Big Empty

So I read part of Samantha's old blog entry again and stumbled across something that brought me to some conclusions that were hard to face, but as all hard things of its nature are, necessary. I haven't talked to Samantha yet, but I'm sure if she thought real hard she could figure out what I was talking about, especially if I said it had to do with the comments. There are some personal revelations that have come to me in the past few days that leave me dark to say the least. And the drama. Oh, the drama. How I tire of thee. I really want this post to be less cryptic, but until tomorrow that sadly cannot be. The people who went to the Gym today know what I'm talking about. I promise tomorrow you'll get the full story, one so good it will justify using another STP song title.

So I promised info and info you will have.

So anyhow, this all started when I originally began this post on whatever day that happened to be. Maybe two or three days ago. Anyhow, I ran across someone's blog by accident while going through the comments of one of Samantha's posts. I was bored, mind you. Anyhow, being the weak-willed person I am, I decided to read it. Just the first page of course. But I soon discovered that that was more than enough.

Now if you haven't figured it out already, of course I stumbled across Katy's blog. No, I'm not going to tell you where it is. Now, it's not like I felt this instant zing of "MUST TALK TO HER MUUUUUUUUUUUHHHHHHH" when I read it. But I got that....feeling. I can't describe it. This of course when I'm going out with Myha (allegedly). And that's when I realized that this feeling, however small and confined to the pit of my stomach, was not present at all when I thought of Myha. In fact, I hadn't really thought of her at all, at least, not in the sense that people who are attracted to each other do. She didn't occupy a corner of my thoughts the way others have before. The way this girl, whom I haven't even fucking seen in like 6 months, did. And that brought on the weirdest, worst feeling I've ever felt. It was like I was cheating on my girlfriend, but I wasn't. I came to the realization that when it came down to it, I didn't really feel anything for her beyond friendship. Now, this might seem normal or nonshocking to someone else, but for someone who used to think that he could bend his own will to like people on command, it came as quite the system shock. I realized that no matter what I said, did, or thought, I would never feel for this person the way I felt for this relative stranger, even if that feeling was minute. And if that weren't enough, I got the feeling that she felt the same way, except she was denying it. And that was just unacceptable to me. I cannot bring myself to be in a false relationship like that. So I talked with her, and she assured me that it wasn't that way, and I went with it for about four hours until I remembered that the fundamental problem was with me, not her. Of course, by the next day (today) she was avoiding me entirely. She does say that she thought I was mad or something, but still. But I could not falter and let the thing go on any longer. I had to stop it before someone really got hurt.

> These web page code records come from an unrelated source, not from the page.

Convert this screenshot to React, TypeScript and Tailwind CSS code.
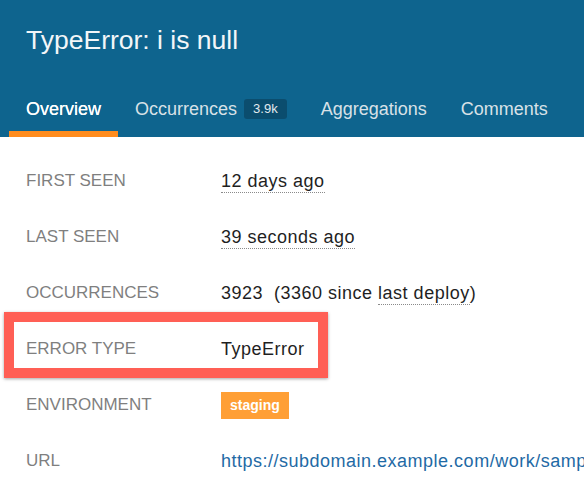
import React from 'react';

const TABS = [
  { label: 'Overview', active: true },
  { label: 'Occurrences', badge: '3.9k' },
  { label: 'Aggregations' },
  { label: 'Comments' },
];

function Dotted({ children }: { children: React.ReactNode }) {
  return <span className="border-b border-dotted border-[#8a8a8a] pb-[1px]">{children}</span>;
}

function Row({ label, children, highlight }: { label: string; children: React.ReactNode; highlight?: boolean }) {
  return (
    <div className="relative grid grid-cols-[195px_1fr] items-center h-[56px] pl-[26px] whitespace-nowrap">
      {highlight && (
        <div className="absolute left-[4px] w-[324px] top-[-9px] h-[66px] border-[10px] border-[#ff5f55] shadow-[0_1px_3px_rgba(0,0,0,0.35)] pointer-events-none"></div>
      )}
      <div className="text-[17px] leading-[24px] text-[#7f7f7f] uppercase">{label}</div>
      <div className="text-[18px] leading-[24px] tracking-[0.5px] text-[#1f1f1f]">{children}</div>
    </div>
  );
}

export default function App() {
  return (
    <div className="w-[584px] h-[486px] overflow-hidden bg-white font-['Liberation_Sans',Arial,sans-serif]">
      {/* header */}
      <header className="bg-[#0e648e] pt-[25px]">
        <h1 className="pl-[26px] text-[26.5px] leading-[30px] font-normal text-[#f3f6f8]">TypeError: i is null</h1>
        <nav className="flex items-end pl-[9px] mt-[42px]">
          {TABS.map(tab => (
            <div
              key={tab.label}
              className={
                'flex items-center gap-[7px] px-[17px] pb-[10px] border-b-[6px] text-[18px] leading-[24px] whitespace-nowrap ' +
                (tab.active ? 'border-[#ff8c1e] text-white' : 'border-transparent text-[#d8e1e7]')
              }
            >
              <span className={tab.active ? 'font-medium [text-shadow:0_0_0.4px_white]' : ''}>{tab.label}</span>
              {tab.badge && (
                <span className="h-[20px] px-[9px] rounded-[3px] bg-[#0b4d6e] text-[13px] leading-[20px] text-[#e2eaef] tracking-normal">
                  {tab.badge}
                </span>
              )}
            </div>
          ))}
        </nav>
      </header>

      {/* details */}
      <div className="pt-[16px]">
        <Row label="First seen">
          <Dotted>12 days ago</Dotted>
        </Row>
        <Row label="Last seen">
          <Dotted>39 seconds ago</Dotted>
        </Row>
        <Row label="Occurrences">
          <span className="whitespace-pre">3923  (3360 since </span>
          <Dotted>last deploy</Dotted>)
        </Row>
        <Row label="Error type" highlight>
          TypeError
        </Row>
        <Row label="Environment">
          <span className="inline-block h-[27px] px-[9px] bg-[#ff9f35] text-white text-[14px] font-bold leading-[27px] tracking-normal align-middle">
            staging
          </span>
        </Row>
        <Row label="URL">
          <span className="text-[#1f6aa5]">https://subdomain.example.com/work/sample/page</span>
        </Row>
      </div>
    </div>
  );
}
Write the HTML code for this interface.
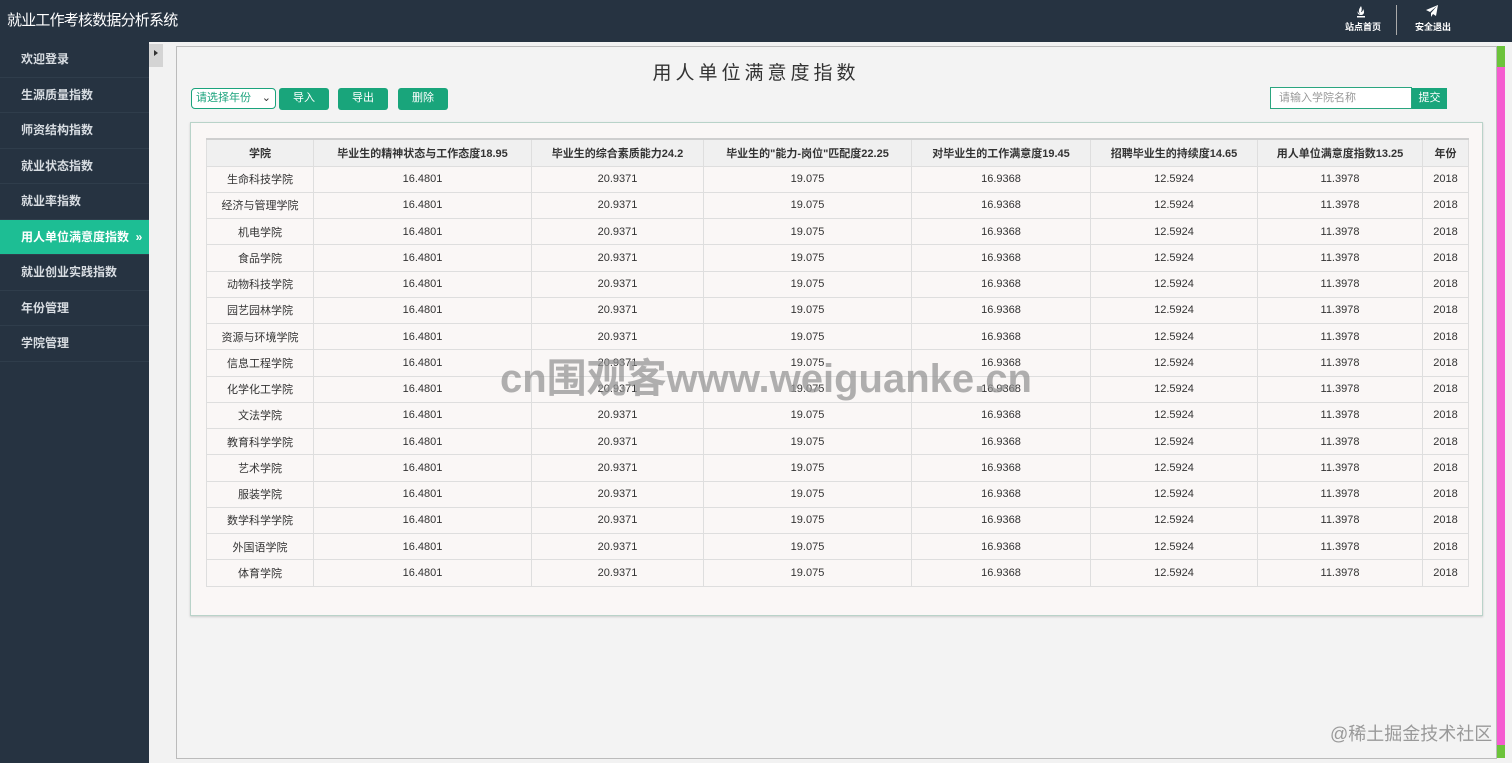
<!DOCTYPE html>
<html><head><meta charset="utf-8"><style>
*{margin:0;padding:0;box-sizing:border-box}
body{width:1512px;height:763px;overflow:hidden;background:#f2f2f2;font-family:"Liberation Sans","Noto Sans CJK SC",sans-serif;position:relative}
.hdr{position:absolute;left:0;top:0;width:1512px;height:42px;background:#263341}
.title{position:absolute;left:7px;top:9px;color:#fff;font-size:15px;letter-spacing:-0.8px}
.side{position:absolute;left:0;top:42px;width:149px;height:721px;background:#263341}
.side div{height:35.5px;line-height:35px;padding-left:21px;color:#d8dde2;font-size:12px;font-weight:bold;border-bottom:1px solid #2f3d4b}
.side div.act{background:#1dbe94;color:#fff}
.tog{position:absolute;left:149px;top:44px;width:14px;height:23px;background:#d4d4d4}
.frame{position:absolute;left:176px;top:46px;width:1321px;height:713px;border:1px solid #bbb;background:#f3f3f3}
.h1{position:absolute;left:0;width:1512px;top:58px;text-align:center;font-size:19px;letter-spacing:4px;color:#333}
.sel{position:absolute;left:191px;top:88px;width:85px;height:21px;border:1px solid #1aa37c;border-radius:4px;background:#fff;color:#1aa37c;font-size:11px;line-height:19px;padding-left:4px}
.btn{position:absolute;top:88px;width:50px;height:22px;background:#19a57b;border-radius:3px;color:#fff;font-size:11px;text-align:center;line-height:21px}
.inp{position:absolute;left:1270px;top:87px;width:142px;height:22px;border:1px solid #2aa57f;background:#fff;color:#999;font-size:11px;line-height:20px;padding-left:8px}
.sub{position:absolute;left:1412px;top:88px;width:35px;height:21px;background:#19a57b;color:#fff;font-size:11px;text-align:center;line-height:21px}
.box{position:absolute;left:190px;top:122px;width:1293px;height:494px;border:1px solid #b9d3c9;background:#faf7f6;box-shadow:0 1px 2px #ccc}
table{position:absolute;left:206px;top:138px;border-collapse:collapse;font-size:11px;color:#333}
td,th{border:1px solid #dedede;text-align:center;height:26.25px;padding:0}
th{background:#f0f0f0;font-weight:bold;height:27px;border-top:2px solid #cfcfcf;font-size:11px}
.sb{position:absolute;left:1497px;top:46px;width:8px;height:712px;background:#f55bd0}
.wm{position:absolute;left:500px;top:346px;font-size:40px;font-weight:bold;color:rgba(150,150,150,0.75);letter-spacing:0px}
.wm2{position:absolute;left:1330px;top:720px;font-size:18px;color:#999}
.ic{position:absolute;top:20px;color:#fff;font-size:9px;font-weight:bold}
</style></head><body>
<div class="hdr">
<div class="title">就业工作考核数据分析系统</div>
<svg style="position:absolute;left:1355px;top:5px" width="12" height="14" viewBox="0 0 12 14"><path d="M6 1C4 4 3 6 5 9 3 8 3 6 3 6 2 8 3 10 6 10 9 10 10 7 8 4 8 6 7 7 6 7 7 5 7 3 6 1Z" fill="#fff"/><rect x="2" y="11" width="8" height="1.5" fill="#fff"/></svg>
<div class="ic" style="left:1345px">站点首页</div>
<div style="position:absolute;left:1396px;top:5px;width:1px;height:30px;background:#aaa"></div>
<svg style="position:absolute;left:1425px;top:4px" width="14" height="14" viewBox="0 0 14 14"><path d="M13 1L1 6 5 8 12 2 6 9 6 13 8 10 11 12Z" fill="#fff"/></svg>
<div class="ic" style="left:1415px">安全退出</div>
</div>
<div class="side">
<div>欢迎登录</div><div>生源质量指数</div><div>师资结构指数</div><div>就业状态指数</div><div>就业率指数</div>
<div class="act">用人单位满意度指数 &nbsp;»</div><div>就业创业实践指数</div><div>年份管理</div><div>学院管理</div>
</div>
<div class="tog"><div style="position:absolute;left:5px;top:6px;width:0;height:0;border-left:4px solid #333;border-top:3px solid transparent;border-bottom:3px solid transparent"></div></div>
<div class="frame"></div>
<div class="sb"><div style="height:21px;background:#6cc33a"></div><div style="position:absolute;bottom:0;width:8px;height:13px;background:#6cc33a"></div></div>
<div class="h1">用人单位满意度指数</div>
<div class="sel">请选择年份<span style="position:absolute;right:4px;top:0;color:#333">⌄</span></div>
<div class="btn" style="left:279px">导入</div><div class="btn" style="left:338px">导出</div><div class="btn" style="left:398px">删除</div>
<div class="inp">请输入学院名称</div><div class="sub">提交</div>
<div class="box"></div>
<table>
<tr><th style="width:107px">学院</th><th style="width:218px">毕业生的精神状态与工作态度18.95</th><th style="width:172px">毕业生的综合素质能力24.2</th><th style="width:208px">毕业生的"能力-岗位"匹配度22.25</th><th style="width:179px">对毕业生的工作满意度19.45</th><th style="width:167px">招聘毕业生的持续度14.65</th><th style="width:165px">用人单位满意度指数13.25</th><th style="width:46px">年份</th></tr>
<tr><td>生命科技学院</td><td>16.4801</td><td>20.9371</td><td>19.075</td><td>16.9368</td><td>12.5924</td><td>11.3978</td><td>2018</td></tr>
<tr><td>经济与管理学院</td><td>16.4801</td><td>20.9371</td><td>19.075</td><td>16.9368</td><td>12.5924</td><td>11.3978</td><td>2018</td></tr>
<tr><td>机电学院</td><td>16.4801</td><td>20.9371</td><td>19.075</td><td>16.9368</td><td>12.5924</td><td>11.3978</td><td>2018</td></tr>
<tr><td>食品学院</td><td>16.4801</td><td>20.9371</td><td>19.075</td><td>16.9368</td><td>12.5924</td><td>11.3978</td><td>2018</td></tr>
<tr><td>动物科技学院</td><td>16.4801</td><td>20.9371</td><td>19.075</td><td>16.9368</td><td>12.5924</td><td>11.3978</td><td>2018</td></tr>
<tr><td>园艺园林学院</td><td>16.4801</td><td>20.9371</td><td>19.075</td><td>16.9368</td><td>12.5924</td><td>11.3978</td><td>2018</td></tr>
<tr><td>资源与环境学院</td><td>16.4801</td><td>20.9371</td><td>19.075</td><td>16.9368</td><td>12.5924</td><td>11.3978</td><td>2018</td></tr>
<tr><td>信息工程学院</td><td>16.4801</td><td>20.9371</td><td>19.075</td><td>16.9368</td><td>12.5924</td><td>11.3978</td><td>2018</td></tr>
<tr><td>化学化工学院</td><td>16.4801</td><td>20.9371</td><td>19.075</td><td>16.9368</td><td>12.5924</td><td>11.3978</td><td>2018</td></tr>
<tr><td>文法学院</td><td>16.4801</td><td>20.9371</td><td>19.075</td><td>16.9368</td><td>12.5924</td><td>11.3978</td><td>2018</td></tr>
<tr><td>教育科学学院</td><td>16.4801</td><td>20.9371</td><td>19.075</td><td>16.9368</td><td>12.5924</td><td>11.3978</td><td>2018</td></tr>
<tr><td>艺术学院</td><td>16.4801</td><td>20.9371</td><td>19.075</td><td>16.9368</td><td>12.5924</td><td>11.3978</td><td>2018</td></tr>
<tr><td>服装学院</td><td>16.4801</td><td>20.9371</td><td>19.075</td><td>16.9368</td><td>12.5924</td><td>11.3978</td><td>2018</td></tr>
<tr><td>数学科学学院</td><td>16.4801</td><td>20.9371</td><td>19.075</td><td>16.9368</td><td>12.5924</td><td>11.3978</td><td>2018</td></tr>
<tr><td>外国语学院</td><td>16.4801</td><td>20.9371</td><td>19.075</td><td>16.9368</td><td>12.5924</td><td>11.3978</td><td>2018</td></tr>
<tr><td>体育学院</td><td>16.4801</td><td>20.9371</td><td>19.075</td><td>16.9368</td><td>12.5924</td><td>11.3978</td><td>2018</td></tr>
</table>
<div class="wm">cn围观客www.weiguanke.cn</div>
<div class="wm2">@稀土掘金技术社区</div>
</body></html>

Flash forward to earlier tonight. I get a bizzare almost-plea from someone who isn't Myha to reconsider. But I can't reconsider; this isn't like a hard council decision that was a close vote. It was clear to me. Like Matt-clear. You either feel or you don't. There are no shades of variance in this. So when she called later as I knew she inevitably would, I had to not fall into the trap of letting her try to continue holding it together. And she said some things that I found hard to believe, although she seemed sincere. And I told her pretty much everything above, which I know for me was awkward, telling someone, "Hey, I was just thinking about this other girl..." Of course, it wasn't worded that way. I don't want to seem like I'm discarding her for someone else, because I'm not. And so it ended, possibly tearfully, that I do not know. I shed no tears. I felt nothing as it seems I always have. I think that was harder for me than the breakup, although I think in this case it's not as bad as other cases of nonemotion.

Which of course begs the question: why did I even start in the first place? And the answer to that is very simple. She appealed to my senses, and it took some time (but clearly not much) for my brain to catch up. If you're going to hug on me and you're a female that I am even remotely attracted to (and my spectrum is clearly a large one), of course that's going to make me feel good inside. But the bottom line is I can't be with someone that I can't talk to, someone that I don't feel for on the level that matters. Which in a way comforts me because I know that sex appeal isn't enough for me. If I've learned anything, it's that a real relationship means more to me than anything else, bottom line. And that is a good feeling, learning something such as that about one's self. Now if I can retain the lesson without Myha's brother breaking my legs, all should be well.


*Addendum Since Another Post is Getting Off the Front*
Alexis, you said something about love finding you. I find this to be grievously false. If you wait for love, you better not hold your breath. I'm not implying that you should force it out of other people, or anything like that. But if you wait for something to come to you, don't wait too long. Love is out there for people to find. It doesn't find them. Nothing as important as love just falls into your lap. It is like going on a journey blindfolded; you may be very close, but if you sit down and wait for the end to come of itself, you'll find yourself sitting in the same place as the world goes by. I believe Brian's starting to pick up on this in college.